I went from being the primary software support analyst for software that I really loved and believed in (Track and Trace) to the software support lead for all of the software in the company. This is where my fairy tale story begins to fall apart. A year after my move to Boulder, I was still getting used to my new position. Even today, I am not sure if I ever reached my full potential at Greenbrier. While I believe I was very educated in the track and trace area, supporting the rest of the company really made me burn through my passion quickly. I simply didn't want to be there anymore. I didn't want to work with customers, I didn't want to start the problem solving process to simply hand it over to a developer to finish. I wanted to be the one to fix the problem.

So what did I decide to do? Well, I went back to college. After my first term at CSU-Global I was sure that I wanted to switch careers. I no longer had the desire or passion to work directly with customers or triage 50-100 issues a day. I knew that I wanted to work on my skills and become the best developer that I could be. I really enjoyed being able to build something from nothing and share it with people. To be frank, my favorite part of my job that I enjoyed the most as a support employee once I moved to Boulder was the challenge to solve harder problems. Everything else that came with the Lead Support title was not important to me.

For a long time, I felt really guilty about wanting to move on from my role at Greenbrier. I talked with my manager, who by the way is the best manger I've ever had. A completely reasonable, extremely intelligent person who I will not name for his own privacy.
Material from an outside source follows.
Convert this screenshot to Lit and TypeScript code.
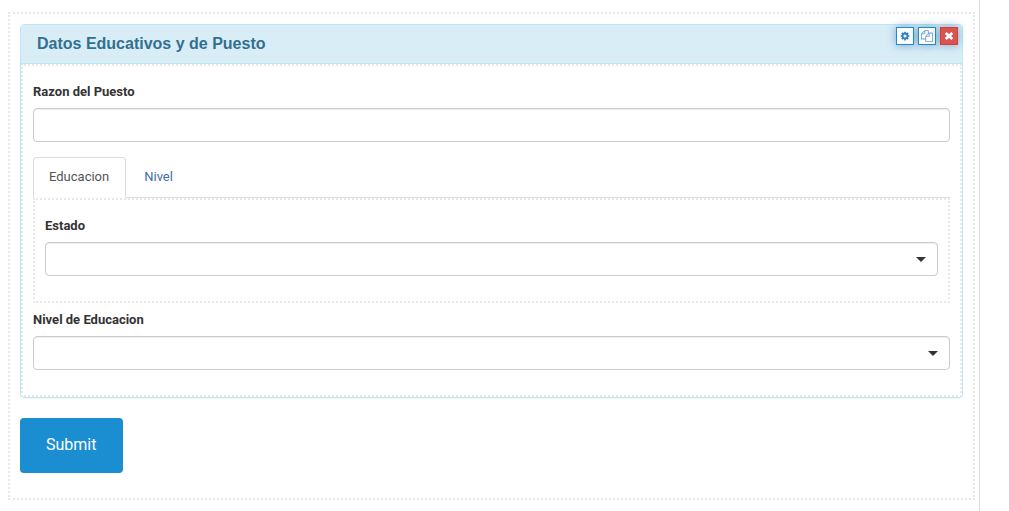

We came up with a plan to move me into a junior developer role at the company, but the catch was I would need to train agents and commit to a 6 month support engineer role first. That time is on top of the time it would take to get corporate to agree to hiring new employees, which for support has traditionally been months. That's a commitment I am not sure I can make, as I felt really miserable each day I came into work. It was starting to look like it would take more than a year to even start as a developer.

At a new company I knew that my focus would be purely on becoming the best developer that I could be, I would not be weighed down by supporting the new support team or covering for a support employee when they are out of the office. My time would be spent purely on development. Knowing that I might be making a parallel move to a new company where my 6 years of tenure at Greenbrier would be lost, I still felt it would be worth it. Even if I don't get a nice bonus each year, or if my paid time off schedule is not as lenient. I know that it's the first step in having a successful career as a software engineer.

So where am I at now? I am still at The Greenbrier Companies working as the only Software Support Analyst. I am also in college again, earning a degree in Computer Software and I really hope that I will be able to land a job as software engineer/ developer soon. I spend all of my spare time learning more about programming and becoming a better software engineer. I know that I have a bright future ahead of me, I'm just working through making my path now.

So why am I leaving a 5+ year career as a support employee to become a developer? I guess I feel that I have outgrown the position and want to move into a role with more opportunity for career growth.